WASHINGTON, D.C.—On April 4, the U.S. Department of the Treasury and the Internal Revenue Service (IRS) issued temporary and proposed regulations to further reduce the benefits of and limit the number of corporate tax inversions, including by addressing earnings stripping, according to an announcement from the Treasury. The move could impact the pending merger of Allergan plc (NYSE:AGN) and Pfizer Inc., (NYSE:PFE) the latter of which recently underwent one of the biggest tax inversions in history when it moved its headquarters from the U.S. to Ireland.

In response to the Department of Treasury Notice, both companies said in a joint statement, “We are conducting a review of the U.S. Department of Treasury’s actions announced today. Prior to completing the review, we won’t speculate on any potential impact.”

Although several financial media outlets speculated that the impending $160 billion deal was in danger of collapsing, neither Allergan or Pfizer had any comment at press time.

By undertaking an inversion transaction, companies move their tax residence overseas to avoid U.S. taxes without making significant changes in their business operations. After an inversion, many of these companies continue to take advantage of the benefits of being based in the U.S., while shifting a greater tax burden to other businesses and American families, according to the Treasury.

Treasury Secretary Jacob J. Lew said, “Treasury has taken action twice to make it harder for companies to invert. These actions took away some of the economic benefits of inverting and helped slow the pace of these transactions, but we know companies will continue to seek new and creative ways to relocate their tax residence to avoid paying taxes here at home.
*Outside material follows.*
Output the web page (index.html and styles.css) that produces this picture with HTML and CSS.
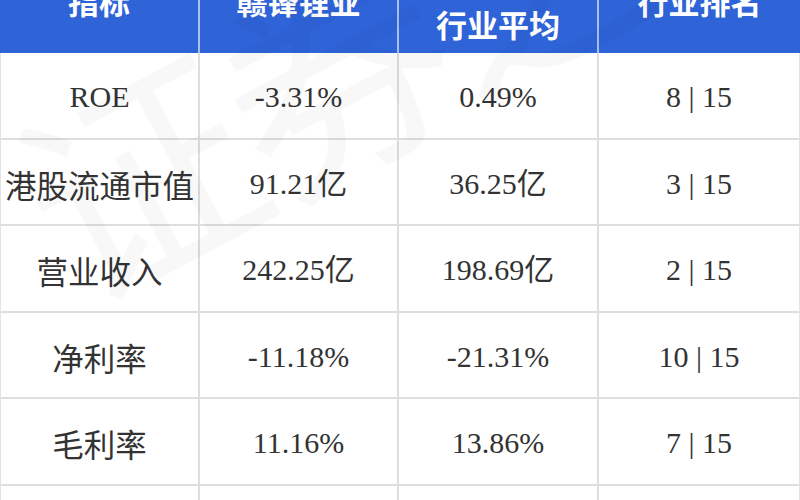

Lew said the Treasury was planning additional actions to further rein in inversions and reduce the ability of companies to avoid taxes through earnings stripping. “This will have an important effect, but we cannot stop these transactions without new legislation. I urge Congress to move forward with anti-inversion legislation this year. Ultimately, the best way to address inversions is to reform our business tax system, which is why Treasury is releasing an updated framework on business tax reform, outlining the administration’s proposals to date as a guide for future reform. While that work goes on, Congress should not wait to act as inversions continue to erode our tax base,” he said.